Residents in one flood-ravaged New York county are still lacking recovery assistance.

BY HEATHER MOYER | WOODHULL, N.Y. | October 29, 2004

Residents in one flood-ravaged New York county are still lacking recovery assistance one month after hurricane remnants drenched the East Coast.

In the first two weeks of September, three separate flooding events hit Steuben County. According to Timothy Marshall, deputy director of Steuben County's Office of Emergency Services, the county has identified 75 homes with damage from the floods. Marshall said the damage goes from minimal basement flooding to total destruction. The community of Woodhull suffered the worst damage, added Marshall, with 25 homes damaged.

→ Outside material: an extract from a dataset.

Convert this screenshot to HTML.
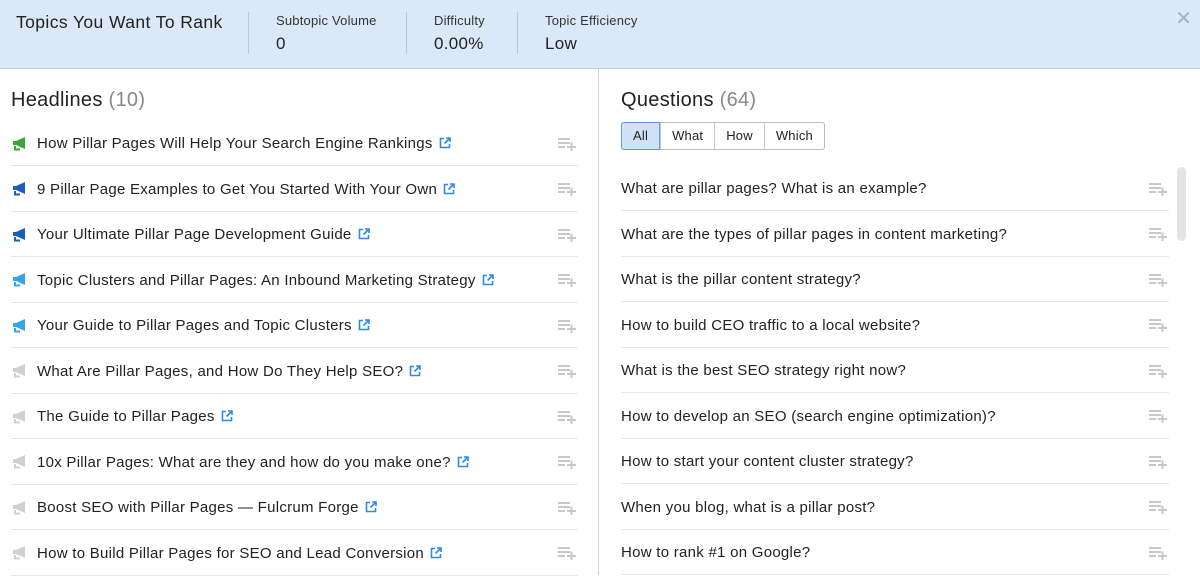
<!DOCTYPE html>
<html><head><meta charset="utf-8"><style>
*{margin:0;padding:0;box-sizing:border-box}
body{width:1200px;height:575px;overflow:hidden;background:#fff;font-family:"Liberation Sans",sans-serif;color:#222;position:relative}
.hdr{position:absolute;left:0;top:0;width:1200px;height:69px;background:#dae8f7;border-bottom:1px solid #c3cfdc}
.t{position:absolute;top:12px;font-size:17.5px;color:#222;letter-spacing:0.4px}
.lab{position:absolute;top:13px;font-size:13px;color:#333;letter-spacing:0.2px}
.val{position:absolute;top:34px;font-size:17px;color:#222;letter-spacing:0.3px}
.sep{position:absolute;top:12px;width:1px;height:42px;background:#b9c7d6}
.close{position:absolute;right:8px;top:6px;font-size:20px;color:#a8b2bd}
.div{position:absolute;left:598px;top:69px;width:1px;height:506px;background:#d4d4d4}
h2{position:absolute;font-size:20px;font-weight:normal;color:#222;top:89px;letter-spacing:0.3px}
h2 span{color:#888}
.row{position:absolute;height:45.5px;border-bottom:1px solid #e1e8ef;font-size:15px;display:flex;align-items:center;letter-spacing:0.27px}
.L{left:11px;width:567px}
.R{left:621px;width:548px}
.row .tx{margin-left:26px;padding-top:2px}
.R .tx{margin-left:0}
.ext{display:inline-block;margin-left:6px;vertical-align:-1px}
.add{position:absolute;right:2px;top:16px}
.ic{position:absolute;left:1px;top:16px}
.tabs{position:absolute;left:621px;top:122px;display:flex;border:1px solid #b9bfc6;border-radius:3px;height:28px;font-size:13px;letter-spacing:0.2px}
.tabs div{padding:0 11px;line-height:26px;border-left:1px solid #c5cad0}
.tabs div:first-child{border-left:none;background:#cfe2f7;border:1px solid #5d9ae0;margin:-1px 0 -1px -1px;border-radius:3px 0 0 3px;line-height:26px}
.sb{position:absolute;left:1177px;top:167px;width:9px;height:74px;background:#e3e3e3;border-radius:5px}
</style></head><body>
<div class="hdr">
<div class="t" style="left:16px">Topics You Want To Rank</div>
<div class="sep" style="left:248px"></div>
<div class="lab" style="left:276px">Subtopic Volume</div><div class="val" style="left:276px">0</div>
<div class="sep" style="left:406px"></div>
<div class="lab" style="left:434px">Difficulty</div><div class="val" style="left:434px">0.00%</div>
<div class="sep" style="left:517px"></div>
<div class="lab" style="left:545px">Topic Efficiency</div><div class="val" style="left:545px">Low</div>
<div class="close">✕</div>
</div>
<div class="div"></div>
<h2 style="left:11px">Headlines <span>(10)</span></h2>
<h2 style="left:621px">Questions <span>(64)</span></h2>
<div class="tabs"><div>All</div><div>What</div><div>How</div><div>Which</div></div>
<div class="sb"></div>
<div id="L"></div><div id="R"></div>
<script>
const ext='<svg class="ext" width="12" height="12" viewBox="0 0 12 12"><path d="M5 1.5H1.5v9h9V7" fill="none" stroke="#2b8be6" stroke-width="1.6"/><path d="M7 1h4v4M11 1L5.5 6.5" fill="none" stroke="#2b8be6" stroke-width="1.6"/></svg>';
const add='<svg class="add" width="18" height="14" viewBox="0 0 18 14"><rect x="0" y="1" width="12" height="2" fill="#c8c8c8"/><rect x="0" y="5" width="12" height="2" fill="#c8c8c8"/><rect x="0" y="9" width="7" height="2" fill="#c8c8c8"/><rect x="9" y="9" width="9" height="2" fill="#c8c8c8"/><rect x="12.5" y="5.5" width="2" height="9" fill="#c8c8c8"/></svg>';
function ic(c){return '<svg class="ic" width="16" height="14" viewBox="0 0 16 14"><path d="M1 4h3l9-4v12L4 8H1z" fill="'+c+'"/><path d="M3 9v3.5h5" fill="none" stroke="'+c+'" stroke-width="2"/></svg>';}
const H=["How Pillar Pages Will Help Your Search Engine Rankings","9 Pillar Page Examples to Get You Started With Your Own","Your Ultimate Pillar Page Development Guide","Topic Clusters and Pillar Pages: An Inbound Marketing Strategy","Your Guide to Pillar Pages and Topic Clusters","What Are Pillar Pages, and How Do They Help SEO?","The Guide to Pillar Pages","10x Pillar Pages: What are they and how do you make one?","Boost SEO with Pillar Pages — Fulcrum Forge","How to Build Pillar Pages for SEO and Lead Conversion"];
const C=["#3aa63a","#1d5fb8","#1d5fb8","#36a4e8","#36a4e8","#d0d0d0","#d0d0d0","#d0d0d0","#d0d0d0","#d0d0d0"];
const Q=["What are pillar pages? What is an example?","What are the types of pillar pages in content marketing?","What is the pillar content strategy?","How to build CEO traffic to a local website?","What is the best SEO strategy right now?","How to develop an SEO (search engine optimization)?","How to start your content cluster strategy?","When you blog, what is a pillar post?","How to rank #1 on Google?"];
let s='';H.forEach((h,i)=>{s+='<div class="row L" style="top:'+(120.5+i*45.5)+'px">'+ic(C[i])+'<span class="tx">'+h+ext+'</span>'+add+'</div>'});
document.getElementById('L').innerHTML=s;s='';
Q.forEach((q,i)=>{s+='<div class="row R" style="top:'+(165.5+i*45.5)+'px"><span class="tx">'+q+'</span>'+add+'</div>'});
document.getElementById('R').innerHTML=s;
</script>
</body></html>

"And we're sure there's more out there that we haven't seen yet," he said. "Our county is very large, so it's hard to get a handle on all the damage that's out there."

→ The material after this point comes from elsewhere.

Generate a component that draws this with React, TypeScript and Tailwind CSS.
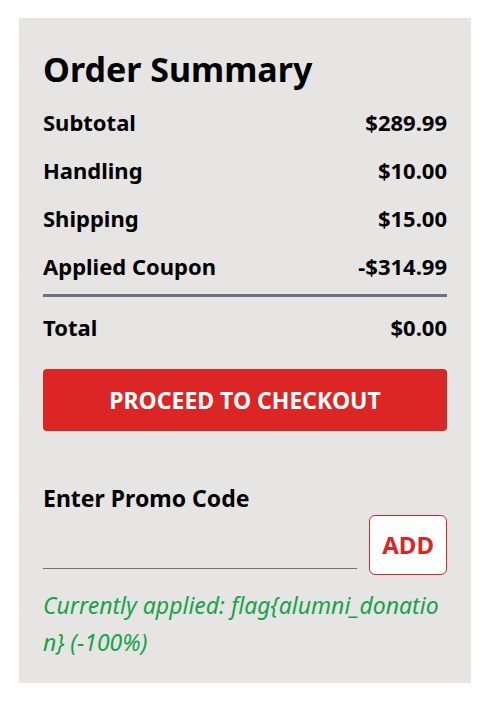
import React from "react";

const rows = [
  ["Subtotal", "$289.99"],
  ["Handling", "$10.00"],
  ["Shipping", "$15.00"],
  ["Applied Coupon", "-$314.99"],
];

export default function App() {
  return (
    <div className="min-h-screen bg-white pt-[18px] pl-[19px]" style={{ fontFamily: '"Noto Sans", "Open Sans", sans-serif' }}>
      <div className="w-[452px] h-[665px] bg-[#e7e5e4] px-6 pt-[31px] text-black">
        <h1 className="text-[34px] leading-10 font-bold mb-[9px]">Order Summary</h1>
        {rows.map(([k, v]) => (
          <div key={k} className="flex justify-between py-[10px] text-[22px] leading-7 font-bold">
            <span>{k}</span>
            <span>{v}</span>
          </div>
        ))}
        <div className="border-t-[3px] border-[#6b7280] mt-[4px]" />
        <div className="flex justify-between pt-[16px] pb-[10px] text-[22px] leading-7 font-bold">
          <span>Total</span>
          <span>$0.00</span>
        </div>
        <button className="mt-[18px] w-full rounded bg-[#dc2626] text-white text-[23px] font-bold py-[17px] leading-7">
          PROCEED TO CHECKOUT
        </button>
        <div className="mt-[53px] text-[23px] leading-7 font-bold">Enter Promo Code</div>
        <div className="mt-[3px] flex gap-3 items-start">
          <input className="flex-1 h-[54px] bg-transparent border-b border-[#6b7280] outline-none" />
          <button className="rounded-md border border-[#dc2626] bg-white text-[#dc2626] text-[24px] font-bold px-[12px] py-[15px] leading-7">
            ADD
          </button>
        </div>
        <p className="mt-[12px] text-[23px] italic text-[#16a34a] leading-[37px] break-all">
          Currently applied: flag{"{"}alumni_donation{"}"} (-100%)
        </p>
      </div>
    </div>
  );
}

Steuben County covers 2,000 square miles in southwestern New York.

Two of the flood disasters received federal disaster declarations for public assistance, but none received declarations for individual assistance - leaving many residents wondering where to turn for help. Right now the county is waiting word on an appeal for individual assistance, but Marshall said they are unsure when – or if – the decision will be made.

In the meantime, Marshall's office is working with towns across the county to get more details on any as yet unreported damage. He remains worried that at this point, some residents may have decided to move on by themselves rather than waiting to see what help they might receive or even reporting their damage to authorities. With colder weather setting in, he wonders how those who lost crucial appliances will cope.

"Many suffered loss of furnaces and hot water tanks, which are not covered by homeowners insurance unless they had flood insurance, which many do not," Marshall explained in an email sent to the state human services agencies. He added, "We're really hoping our federal appeal will come. But right now we're working with the state and local groups to identify resources for the families."

Frustration and stress are setting in for the families, he said, noting that his office is now also looking into counseling options.

Marshall also knows Steuben County is not alone in this struggle. “There are other counties in the state that are in the same position as us.”